| Data |
>> start

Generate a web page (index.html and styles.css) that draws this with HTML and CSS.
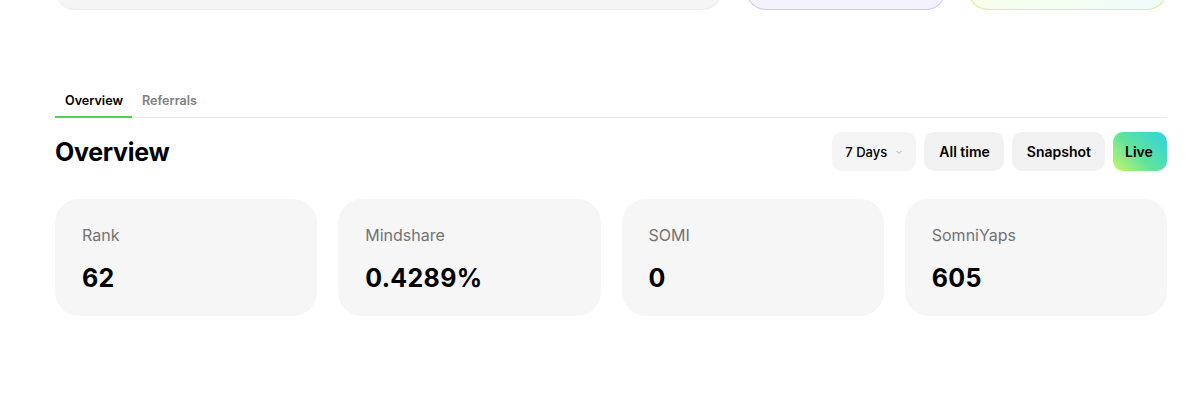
FILE: index.html
```html
<!DOCTYPE html>
<html lang="en">
<head>
<meta charset="utf-8">
<link rel="stylesheet" href="styles.css">
</head>
<body>
<div class="page">
  <div class="top-row">
    <div class="top-card main"></div>
    <div class="top-card purple"></div>
    <div class="top-card green"></div>
  </div>

  <div class="tabs">
    <div class="tab active">Overview</div>
    <div class="tab">Referrals</div>
  </div>

  <div class="header">
    <h1 class="title">Overview</h1>
    <div class="controls">
      <button class="btn select">7 Days
        <svg class="chev" width="8" height="8" viewBox="0 0 8 8"><path d="M1.5 3l2.5 2.5L6.5 3" fill="none" stroke="#b0b0b0" stroke-width="1"/></svg>
      </button>
      <button class="btn">All time</button>
      <button class="btn">Snapshot</button>
      <button class="btn live">Live</button>
    </div>
  </div>

  <div class="stats">
    <div class="stat"><div class="label">Rank</div><div class="value">62</div></div>
    <div class="stat"><div class="label">Mindshare</div><div class="value">0.4289%</div></div>
    <div class="stat"><div class="label">SOMI</div><div class="value">0</div></div>
    <div class="stat"><div class="label">SomniYaps</div><div class="value">605</div></div>
  </div>
</div>
</body>
</html>
```

FILE: styles.css
```css
* { box-sizing: border-box; }
html, body { margin: 0; padding: 0; background: #fff; }
body { font-family: Inter, "Liberation Sans", Arial, sans-serif; color: #000; }

.page {
  width: 1112px;
  margin-left: 55px;
}

.top-row {
  display: flex;
  align-items: flex-end;
  height: 40px;
  margin-top: -30px;
}
.top-card {
  height: 40px;
  border-radius: 0 0 20px 20px;
}
.top-card.main {
  width: 667px;
  background: #f5f5f5;
  border-bottom: 1px solid #ececec;
}
.top-card.purple {
  width: 200px;
  margin-left: 24px;
  background: #f3f2fd;
  border: 1px solid #cfcbef;
  border-top: none;
}
.top-card.green {
  width: 199px;
  margin-left: 22px;
  background: linear-gradient(90deg, #f7fde8, #eefcfb);
  border: 1px solid #d9f28f;
  border-top: none;
}

.tabs {
  display: flex;
  margin-top: 70px;
  border-bottom: 1px solid #e6e6e6;
  height: 38px;
}
.tab {
  font-size: 12.6px;
  font-weight: 600;
  color: #808080;
  padding: 3px 10px 0;
  line-height: 35px;
  height: 38px;
}
.tab.active {
  color: #000;
  width: 77px;
  border-bottom: 2px solid #4cd44c;
  margin-bottom: -1px;
}

.header {
  display: flex;
  justify-content: space-between;
  align-items: center;
  margin-top: 14px;
  height: 39px;
}
.title {
  margin: 0;
  font-size: 25px;
  font-weight: 700;
  letter-spacing: -0.3px;
}
.controls {
  display: flex;
  gap: 8px;
}
.btn {
  font-family: inherit;
  height: 39px;
  border: none;
  border-radius: 10px;
  background: #f2f2f2;
  font-size: 14px;
  font-weight: 600;
  color: #000;
  padding: 0 14px 0 15px;
  display: flex;
  align-items: center;
}
.btn.select {
  font-weight: 500;
  font-size: 13px;
  background: #f5f5f5;
  padding: 0 12px 0 13px;
  gap: 8px;
  width: 84px;
}
.btn.live {
  background: linear-gradient(45deg, #c8f56a 0%, #5fe49b 45%, #2fd3e0 100%);
  padding: 0 12px;
  width: 54px;
}

.stats {
  display: grid;
  grid-template-columns: repeat(4, 1fr);
  gap: 21px;
  margin-top: 28px;
}
.stat {
  background: #f6f6f6;
  border-radius: 24px;
  height: 117px;
  padding: 26px 27px 0;
}
.label {
  font-size: 16px;
  color: #737373;
  line-height: 20px;
}
.value {
  margin-top: 19px;
  font-size: 25px;
  font-weight: 700;
  line-height: 28px;
  letter-spacing: 0.3px;
}
```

>> end

| Request |
Make an exact copy of all the material, but keep the pictures out of it.

| Solution |
Generate a web page (index.html and styles.css) that draws this with HTML and CSS.
FILE: index.html
```html
<!DOCTYPE html>
<html lang="en">
<head>
<meta charset="utf-8">
<link rel="stylesheet" href="styles.css">
</head>
<body>
<div class="page">
  <div class="top-row">
    <div class="top-card main"></div>
    <div class="top-card purple"></div>
    <div class="top-card green"></div>
  </div>

  <div class="tabs">
    <div class="tab active">Overview</div>
    <div class="tab">Referrals</div>
  </div>

  <div class="header">
    <h1 class="title">Overview</h1>
    <div class="controls">
      <button class="btn select">7 Days
        <svg class="chev" width="8" height="8" viewBox="0 0 8 8"><path d="M1.5 3l2.5 2.5L6.5 3" fill="none" stroke="#b0b0b0" stroke-width="1"/></svg>
      </button>
      <button class="btn">All time</button>
      <button class="btn">Snapshot</button>
      <button class="btn live">Live</button>
    </div>
  </div>

  <div class="stats">
    <div class="stat"><div class="label">Rank</div><div class="value">62</div></div>
    <div class="stat"><div class="label">Mindshare</div><div class="value">0.4289%</div></div>
    <div class="stat"><div class="label">SOMI</div><div class="value">0</div></div>
    <div class="stat"><div class="label">SomniYaps</div><div class="value">605</div></div>
  </div>
</div>
</body>
</html>
```

FILE: styles.css
```css
* { box-sizing: border-box; }
html, body { margin: 0; padding: 0; background: #fff; }
body { font-family: Inter, "Liberation Sans", Arial, sans-serif; color: #000; }

.page {
  width: 1112px;
  margin-left: 55px;
}

.top-row {
  display: flex;
  align-items: flex-end;
  height: 40px;
  margin-top: -30px;
}
.top-card {
  height: 40px;
  border-radius: 0 0 20px 20px;
}
.top-card.main {
  width: 667px;
  background: #f5f5f5;
  border-bottom: 1px solid #ececec;
}
.top-card.purple {
  width: 200px;
  margin-left: 24px;
  background: #f3f2fd;
  border: 1px solid #cfcbef;
  border-top: none;
}
.top-card.green {
  width: 199px;
  margin-left: 22px;
  background: linear-gradient(90deg, #f7fde8, #eefcfb);
  border: 1px solid #d9f28f;
  border-top: none;
}

.tabs {
  display: flex;
  margin-top: 70px;
  border-bottom: 1px solid #e6e6e6;
  height: 38px;
}
.tab {
  font-size: 12.6px;
  font-weight: 600;
  color: #808080;
  padding: 3px 10px 0;
  line-height: 35px;
  height: 38px;
}
.tab.active {
  color: #000;
  width: 77px;
  border-bottom: 2px solid #4cd44c;
  margin-bottom: -1px;
}

.header {
  display: flex;
  justify-content: space-between;
  align-items: center;
  margin-top: 14px;
  height: 39px;
}
.title {
  margin: 0;
  font-size: 25px;
  font-weight: 700;
  letter-spacing: -0.3px;
}
.controls {
  display: flex;
  gap: 8px;
}
.btn {
  font-family: inherit;
  height: 39px;
  border: none;
  border-radius: 10px;
  background: #f2f2f2;
  font-size: 14px;
  font-weight: 600;
  color: #000;
  padding: 0 14px 0 15px;
  display: flex;
  align-items: center;
}
.btn.select {
  font-weight: 500;
  font-size: 13px;
  background: #f5f5f5;
  padding: 0 12px 0 13px;
  gap: 8px;
  width: 84px;
}
.btn.live {
  background: linear-gradient(45deg, #c8f56a 0%, #5fe49b 45%, #2fd3e0 100%);
  padding: 0 12px;
  width: 54px;
}

.stats {
  display: grid;
  grid-template-columns: repeat(4, 1fr);
  gap: 21px;
  margin-top: 28px;
}
.stat {
  background: #f6f6f6;
  border-radius: 24px;
  height: 117px;
  padding: 26px 27px 0;
}
.label {
  font-size: 16px;
  color: #737373;
  line-height: 20px;
}
.value {
  margin-top: 19px;
  font-size: 25px;
  font-weight: 700;
  line-height: 28px;
  letter-spacing: 0.3px;
}
```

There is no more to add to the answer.